Los Angeles Times reporter -- and former Laura Bush flak -- Andrew Malcolm struggles with many aspects of his current career, but reporting on polls may give him the most trouble.
Lately, the erstwhile Bush aide has appeared to be auditioning for a gig with Sarah Palin by -- among other things -- repeatedly offering absurd apples-and-oranges comparisons of Palin's favorability rating with President Obama's job approval rating.
But Malcolm outdid himself today, shoe-horning in a sentence about Palin's favorability rating into a blog post about public skepticism that Obama has done enough to deserve the Nobel Peace Prize:
Almost nearly not quite one-in-five Americans believes that President Obama has accomplished enough to deserve the Nobel Peace Prize that he had to go to Norway in December to collect.
...
Doing the math from those numbers, that means that during the past eight weeks or so the proportion of fellow countrypersons who think the Chicago Democrat is undeserving of the global-peace-prize distinction has gone from an overwhelming 67% majority up to a gargantuan, ground-shaking tsunami landslide majority of 80%.
Perhaps having something to do with the same award-winning U.S. president having just ordered another 30,000 combat soldiers into the increasingly unpopular and peaceless battle for Afghanistan. A subject Obama might address in his address. (Text here later.)
Meanwhile, the favorability rating of Republican Sarah Palin, an unemployed itinerant author, have climbed back up to 46% from a summertime low of 39%.
So now Malcolm is comparing Palin's favorable ratings to the number of people who think Obama deserves the Nobel? That isn't apples and oranges, that's apples and ... I don't know, rattlesnakes, maybe.
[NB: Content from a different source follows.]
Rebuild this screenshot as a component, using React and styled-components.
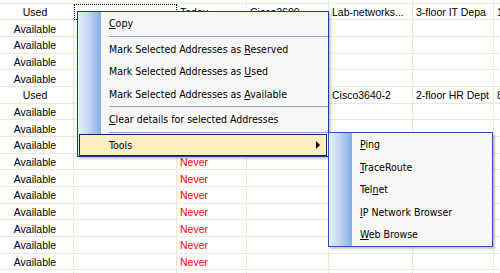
import React from "react";
import styled, { createGlobalStyle } from "styled-components";

const GlobalStyle = createGlobalStyle`
  html, body {
    margin: 0;
    padding: 0;
    background: #fff;
    overflow: hidden;
  }
  body {
    font-family: "Liberation Sans", Arial, sans-serif;
  }
`;

const Page = styled.div`
  position: relative;
  width: 500px;
  height: 273px;
  overflow: hidden;
  background: #fff;
`;

const Grid = styled.div`
  display: grid;
  grid-template-columns: 74px 103px 70px 82px 84px 81px 1fr;
  grid-template-rows: 3.8px;
  grid-auto-rows: 16.67px;
  width: 520px;
`;

const Cell = styled.div`
  box-sizing: border-box;
  border-right: 1px solid #ece9d8;
  border-bottom: 1px solid #ece9d8;
  display: flex;
  align-items: center;
  justify-content: ${(p) => (p.$center ? "center" : "flex-start")};
  padding: 1px ${(p) => (p.$center ? "3px" : "0")} 0 ${(p) => (p.$center ? "0" : "3px")};
  font-size: 10.5px;
  color: ${(p) => (p.$red ? "#ff0000" : "#000")};
  white-space: nowrap;
  overflow: hidden;
  outline: ${(p) => (p.$focused ? "1px dotted #000" : "none")};
  outline-offset: -1px;
`;

const Menu = styled.div`
  position: absolute;
  left: ${(p) => p.$left}px;
  top: ${(p) => p.$top}px;
  width: ${(p) => p.$width}px;
  box-sizing: border-box;
  border: 1px solid ${(p) => p.$border};
  background: linear-gradient(
    to right,
    #e6effc 0px,
    #c2d5f4 11px,
    #88ace6 23px,
    #f7f7f5 23px
  );
  box-shadow: 2px 2px 2px rgba(0, 0, 0, 0.22);
  font-family: "DejaVu Sans Condensed", "Liberation Sans", Arial, sans-serif;
  font-size: 10.5px;
  color: #000;
  display: flex;
  flex-direction: column;
`;

const Item = styled.div`
  height: 22.5px;
  box-sizing: border-box;
  display: flex;
  align-items: center;
  justify-content: space-between;
  padding: 0 6px 0 31px;
  white-space: nowrap;
  ${(p) =>
    p.$active &&
    `
    margin: 0 1px;
    padding-left: 29px;
    background: #ffeec2;
    border: 1px solid #0a246a;
  `}
  u {
    text-decoration-thickness: 1px;
    text-underline-offset: 1px;
  }
`;

const Separator = styled.div`
  height: 1px;
  margin: 1px 0 1px 31px;
  background: #8aa6dd;
`;

const Arrow = styled.span`
  width: 0;
  height: 0;
  border-top: 4px solid transparent;
  border-bottom: 4px solid transparent;
  border-left: 4px solid #000;
`;

const rows = [
  ["Used", "", "Today", "Cisco2600", "Lab-networks...", "3-floor IT Depa", "1"],
  ["Available", "", "Never", "", "", "", ""],
  ["Available", "", "Never", "", "", "", ""],
  ["Available", "", "Never", "", "", "", ""],
  ["Available", "", "Never", "", "", "", ""],
  ["Used", "", "Today", "Cisco3640", "Cisco3640-2", "2-floor HR Dept", "8"],
];
for (let i = 0; i < 11; i++) rows.push(["Available", "", "Never", "", "", "", ""]);

const App = () => {
  return (
    <Page>
      <GlobalStyle />
      <Grid>
        {Array.from({ length: 7 }).map((_, i) => (
          <Cell key={"top" + i} />
        ))}
        {rows.map((row, r) =>
          row.map((text, c) => (
            <Cell
              key={r + "-" + c}
              $center={c === 0}
              $red={text === "Never"}
              $focused={r === 0 && c === 1}
            >
              {text}
            </Cell>
          ))
        )}
      </Grid>

      <Menu $left={77} $top={11} $width={252} $border="#1c3a98">
        <Item>
          <span>
            <u>C</u>opy
          </span>
        </Item>
        <Separator />
        <Item>
          <span>
            Mark Selected Addresses as <u>R</u>eserved
          </span>
        </Item>
        <Item>
          <span>
            Mark Selected Addresses as <u>U</u>sed
          </span>
        </Item>
        <Item>
          <span>
            Mark Selected Addresses as <u>A</u>vailable
          </span>
        </Item>
        <Separator />
        <Item>
          <span>
            <u>C</u>lear details for selected Addresses
          </span>
        </Item>
        <Separator />
        <Item $active>
          <span>Tools</span>
          <Arrow />
        </Item>
      </Menu>

      <Menu $left={328} $top={132} $width={165} $border="#2a4fbe">
        <Item>
          <span>
            <u>P</u>ing
          </span>
        </Item>
        <Item>
          <span>
            <u>T</u>raceRoute
          </span>
        </Item>
        <Item>
          <span>
            Tel<u>n</u>et
          </span>
        </Item>
        <Item>
          <span>
            <u>I</u>P Network Browser
          </span>
        </Item>
        <Item>
          <span>
            <u>W</u>eb Browse
          </span>
        </Item>
      </Menu>
    </Page>
  );
};

export default App;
Or frisbees. Something very much unlike an apple, anyway.
Meanwhile, that Palin favorability rating Malcolm thinks is so darn impressive? It's 46 percent -- with a 46 percent unfavorability rating. Palin's unfavorable rating is just one point lower than John Edwards'. Her net fav/unfav is significantly worse than that of Vice President Joe Biden, who Malcolm mocks daily. Palin's numbers, in other words, are not good. Malcolm has to invent bogus comparisons in order to make them look good. (Well, that's not quite true: He could simply note that she has lower unfavorable ratings than Dick Cheney.)